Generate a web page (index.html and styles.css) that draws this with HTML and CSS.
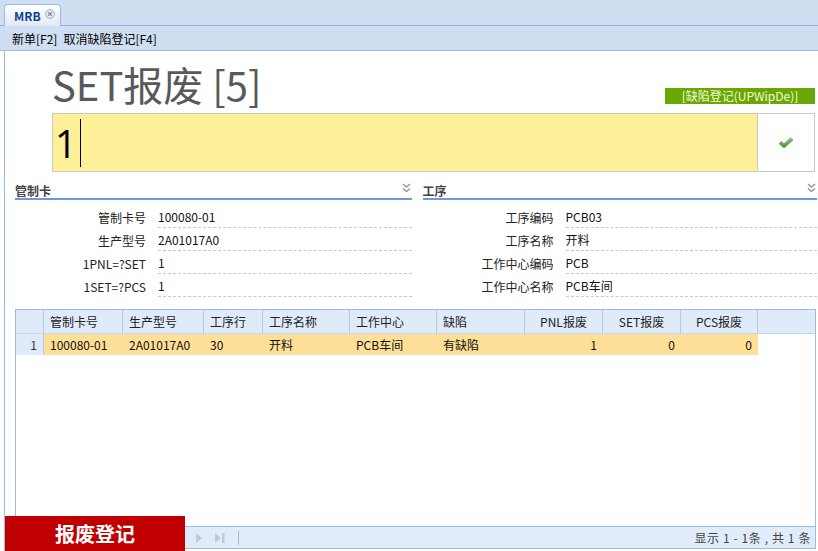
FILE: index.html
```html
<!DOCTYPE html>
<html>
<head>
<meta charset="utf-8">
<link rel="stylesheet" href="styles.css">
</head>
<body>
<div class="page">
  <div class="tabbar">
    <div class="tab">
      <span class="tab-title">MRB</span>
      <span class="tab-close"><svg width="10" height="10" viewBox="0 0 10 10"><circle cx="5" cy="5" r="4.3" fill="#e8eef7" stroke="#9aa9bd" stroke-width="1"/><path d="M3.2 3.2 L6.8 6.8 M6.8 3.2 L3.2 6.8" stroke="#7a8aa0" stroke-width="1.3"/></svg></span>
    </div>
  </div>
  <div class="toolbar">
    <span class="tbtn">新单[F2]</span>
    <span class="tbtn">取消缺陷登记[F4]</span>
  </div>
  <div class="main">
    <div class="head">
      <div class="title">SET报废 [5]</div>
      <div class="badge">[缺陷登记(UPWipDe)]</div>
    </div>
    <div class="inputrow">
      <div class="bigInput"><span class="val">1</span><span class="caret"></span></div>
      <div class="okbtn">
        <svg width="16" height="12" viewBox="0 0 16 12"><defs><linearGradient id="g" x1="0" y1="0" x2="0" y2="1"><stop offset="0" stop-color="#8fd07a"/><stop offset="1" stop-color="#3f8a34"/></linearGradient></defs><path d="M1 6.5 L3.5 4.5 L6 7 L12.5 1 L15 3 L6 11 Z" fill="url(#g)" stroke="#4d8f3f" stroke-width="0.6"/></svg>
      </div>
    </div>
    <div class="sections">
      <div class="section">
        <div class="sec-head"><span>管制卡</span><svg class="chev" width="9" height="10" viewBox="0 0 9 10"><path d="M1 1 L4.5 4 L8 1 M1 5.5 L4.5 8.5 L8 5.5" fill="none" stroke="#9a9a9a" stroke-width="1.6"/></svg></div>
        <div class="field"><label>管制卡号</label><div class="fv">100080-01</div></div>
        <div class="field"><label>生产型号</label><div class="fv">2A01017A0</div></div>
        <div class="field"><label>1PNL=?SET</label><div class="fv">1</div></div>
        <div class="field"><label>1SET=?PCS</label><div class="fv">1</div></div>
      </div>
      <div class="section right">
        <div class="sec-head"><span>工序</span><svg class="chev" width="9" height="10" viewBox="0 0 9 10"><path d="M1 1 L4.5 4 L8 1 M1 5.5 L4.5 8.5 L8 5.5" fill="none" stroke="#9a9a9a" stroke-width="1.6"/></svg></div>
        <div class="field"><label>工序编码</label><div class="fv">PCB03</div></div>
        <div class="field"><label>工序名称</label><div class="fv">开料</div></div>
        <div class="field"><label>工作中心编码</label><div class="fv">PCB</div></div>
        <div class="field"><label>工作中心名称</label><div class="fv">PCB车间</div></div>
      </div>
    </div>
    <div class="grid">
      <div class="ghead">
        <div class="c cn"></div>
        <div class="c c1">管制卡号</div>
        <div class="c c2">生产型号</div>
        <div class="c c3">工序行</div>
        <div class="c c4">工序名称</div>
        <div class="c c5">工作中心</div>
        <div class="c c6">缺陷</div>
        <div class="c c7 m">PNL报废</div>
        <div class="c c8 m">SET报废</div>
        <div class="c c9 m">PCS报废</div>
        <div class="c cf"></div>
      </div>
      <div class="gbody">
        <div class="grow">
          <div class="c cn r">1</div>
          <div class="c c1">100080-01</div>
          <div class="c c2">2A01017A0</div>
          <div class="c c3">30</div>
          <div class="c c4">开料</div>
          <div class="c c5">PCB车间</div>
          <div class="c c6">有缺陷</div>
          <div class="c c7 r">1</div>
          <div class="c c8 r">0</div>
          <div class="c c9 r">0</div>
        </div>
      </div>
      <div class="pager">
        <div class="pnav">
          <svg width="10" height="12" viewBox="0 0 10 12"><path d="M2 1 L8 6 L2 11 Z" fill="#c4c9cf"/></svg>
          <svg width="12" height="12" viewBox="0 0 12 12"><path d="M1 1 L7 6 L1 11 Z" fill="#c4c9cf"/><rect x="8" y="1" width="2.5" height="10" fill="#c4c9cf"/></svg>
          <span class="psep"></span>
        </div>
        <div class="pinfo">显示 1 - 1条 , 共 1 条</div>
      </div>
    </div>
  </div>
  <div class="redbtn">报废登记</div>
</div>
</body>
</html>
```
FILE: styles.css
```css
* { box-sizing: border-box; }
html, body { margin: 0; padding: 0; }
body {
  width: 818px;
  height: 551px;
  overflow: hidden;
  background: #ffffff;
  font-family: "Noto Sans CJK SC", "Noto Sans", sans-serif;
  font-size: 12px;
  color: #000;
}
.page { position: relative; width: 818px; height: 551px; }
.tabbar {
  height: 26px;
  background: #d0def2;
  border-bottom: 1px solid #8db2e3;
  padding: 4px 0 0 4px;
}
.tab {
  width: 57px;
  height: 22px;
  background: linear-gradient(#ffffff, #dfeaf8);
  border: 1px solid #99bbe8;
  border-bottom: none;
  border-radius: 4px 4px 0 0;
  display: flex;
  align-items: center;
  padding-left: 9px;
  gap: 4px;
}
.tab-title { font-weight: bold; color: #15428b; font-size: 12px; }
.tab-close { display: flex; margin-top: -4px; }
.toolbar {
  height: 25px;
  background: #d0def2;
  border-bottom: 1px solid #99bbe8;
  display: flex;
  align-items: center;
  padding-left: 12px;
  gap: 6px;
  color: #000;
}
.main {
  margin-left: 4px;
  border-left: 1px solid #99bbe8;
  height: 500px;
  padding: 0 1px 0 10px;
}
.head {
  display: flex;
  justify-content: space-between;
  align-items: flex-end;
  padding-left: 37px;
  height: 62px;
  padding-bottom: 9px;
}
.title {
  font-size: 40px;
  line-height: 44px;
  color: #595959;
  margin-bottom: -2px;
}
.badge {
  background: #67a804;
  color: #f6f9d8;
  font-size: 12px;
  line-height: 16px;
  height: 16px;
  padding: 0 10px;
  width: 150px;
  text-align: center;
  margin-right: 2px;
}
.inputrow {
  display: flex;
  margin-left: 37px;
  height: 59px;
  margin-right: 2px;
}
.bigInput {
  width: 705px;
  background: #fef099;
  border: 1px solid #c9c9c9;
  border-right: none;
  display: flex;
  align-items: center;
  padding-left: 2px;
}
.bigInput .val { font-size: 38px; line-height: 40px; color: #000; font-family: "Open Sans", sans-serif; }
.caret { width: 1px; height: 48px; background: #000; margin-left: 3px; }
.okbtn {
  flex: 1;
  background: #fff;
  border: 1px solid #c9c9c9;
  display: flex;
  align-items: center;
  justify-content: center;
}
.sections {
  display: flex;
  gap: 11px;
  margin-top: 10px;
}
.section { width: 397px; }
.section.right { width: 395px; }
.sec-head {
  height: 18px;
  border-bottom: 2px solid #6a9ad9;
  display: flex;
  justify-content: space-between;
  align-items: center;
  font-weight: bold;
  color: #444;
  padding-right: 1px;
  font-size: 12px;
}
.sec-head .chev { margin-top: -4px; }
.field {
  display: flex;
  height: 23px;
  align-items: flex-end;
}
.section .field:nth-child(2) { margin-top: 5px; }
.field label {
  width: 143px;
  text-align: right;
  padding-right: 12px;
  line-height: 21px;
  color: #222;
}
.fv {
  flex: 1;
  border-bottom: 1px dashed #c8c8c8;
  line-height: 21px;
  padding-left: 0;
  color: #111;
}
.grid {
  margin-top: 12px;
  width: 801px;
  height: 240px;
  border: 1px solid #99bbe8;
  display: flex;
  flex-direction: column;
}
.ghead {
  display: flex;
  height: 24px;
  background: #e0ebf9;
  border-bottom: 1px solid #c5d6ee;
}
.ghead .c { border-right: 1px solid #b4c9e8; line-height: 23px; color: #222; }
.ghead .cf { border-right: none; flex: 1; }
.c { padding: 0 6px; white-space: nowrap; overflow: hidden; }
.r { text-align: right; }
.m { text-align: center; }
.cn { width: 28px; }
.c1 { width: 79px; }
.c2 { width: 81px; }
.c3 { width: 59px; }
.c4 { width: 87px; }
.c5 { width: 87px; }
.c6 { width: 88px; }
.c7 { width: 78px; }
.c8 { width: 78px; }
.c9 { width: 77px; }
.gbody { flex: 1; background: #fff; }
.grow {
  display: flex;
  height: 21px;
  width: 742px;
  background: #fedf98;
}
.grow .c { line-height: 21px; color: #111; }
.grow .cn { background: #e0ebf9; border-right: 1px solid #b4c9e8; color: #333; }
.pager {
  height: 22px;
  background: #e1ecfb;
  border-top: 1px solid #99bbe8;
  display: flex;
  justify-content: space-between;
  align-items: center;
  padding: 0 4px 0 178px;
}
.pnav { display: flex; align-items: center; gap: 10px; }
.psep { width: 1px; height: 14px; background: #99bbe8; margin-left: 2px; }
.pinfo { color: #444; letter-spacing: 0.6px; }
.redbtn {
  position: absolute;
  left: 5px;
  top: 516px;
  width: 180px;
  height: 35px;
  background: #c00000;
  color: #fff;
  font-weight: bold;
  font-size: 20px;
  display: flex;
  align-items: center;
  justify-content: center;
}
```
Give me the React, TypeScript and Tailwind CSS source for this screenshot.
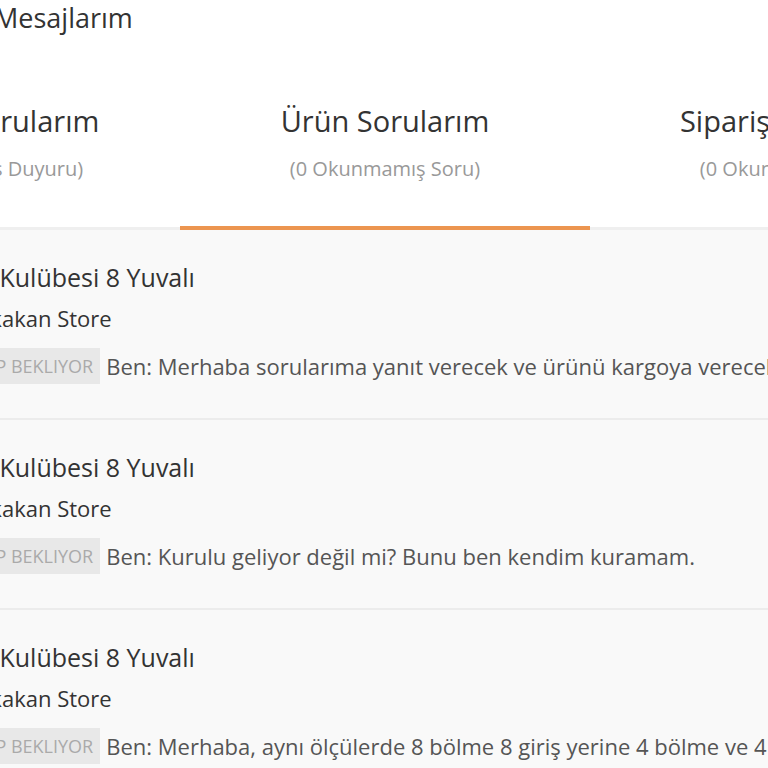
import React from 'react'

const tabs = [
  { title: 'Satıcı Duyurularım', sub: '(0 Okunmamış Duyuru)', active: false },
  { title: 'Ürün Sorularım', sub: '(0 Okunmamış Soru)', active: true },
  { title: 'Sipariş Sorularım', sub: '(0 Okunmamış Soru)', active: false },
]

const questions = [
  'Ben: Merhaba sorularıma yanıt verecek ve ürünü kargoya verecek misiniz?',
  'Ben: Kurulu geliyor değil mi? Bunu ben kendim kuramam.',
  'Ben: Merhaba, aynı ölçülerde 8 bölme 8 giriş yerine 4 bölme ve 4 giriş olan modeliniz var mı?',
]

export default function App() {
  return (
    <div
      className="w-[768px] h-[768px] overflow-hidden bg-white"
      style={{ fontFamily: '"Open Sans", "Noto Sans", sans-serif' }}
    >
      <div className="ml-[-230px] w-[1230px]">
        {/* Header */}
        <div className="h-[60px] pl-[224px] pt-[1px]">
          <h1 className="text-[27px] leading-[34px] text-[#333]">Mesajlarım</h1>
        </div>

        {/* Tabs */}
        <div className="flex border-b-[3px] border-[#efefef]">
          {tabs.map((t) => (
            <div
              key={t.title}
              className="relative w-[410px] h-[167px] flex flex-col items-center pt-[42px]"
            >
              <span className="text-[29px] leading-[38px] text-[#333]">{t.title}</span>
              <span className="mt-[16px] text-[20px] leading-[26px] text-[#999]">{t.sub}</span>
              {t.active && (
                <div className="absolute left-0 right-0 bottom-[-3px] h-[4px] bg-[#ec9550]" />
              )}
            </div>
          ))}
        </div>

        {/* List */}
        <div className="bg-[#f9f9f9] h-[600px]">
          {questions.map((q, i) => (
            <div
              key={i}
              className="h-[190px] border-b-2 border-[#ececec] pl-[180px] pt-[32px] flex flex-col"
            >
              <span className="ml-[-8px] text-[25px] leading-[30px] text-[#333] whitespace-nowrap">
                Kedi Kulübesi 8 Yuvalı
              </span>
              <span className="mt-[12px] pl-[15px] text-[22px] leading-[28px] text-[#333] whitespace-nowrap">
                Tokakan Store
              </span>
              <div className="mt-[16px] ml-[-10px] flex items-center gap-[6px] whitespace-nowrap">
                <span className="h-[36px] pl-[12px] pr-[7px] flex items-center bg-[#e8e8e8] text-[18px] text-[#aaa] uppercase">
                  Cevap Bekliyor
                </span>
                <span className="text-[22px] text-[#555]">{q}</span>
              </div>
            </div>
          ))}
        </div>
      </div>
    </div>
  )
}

┄┄┄┄┄┄

**Requirement**
Determine how many lines in the records contain "React", and reply with the number only.

**Finished task**
2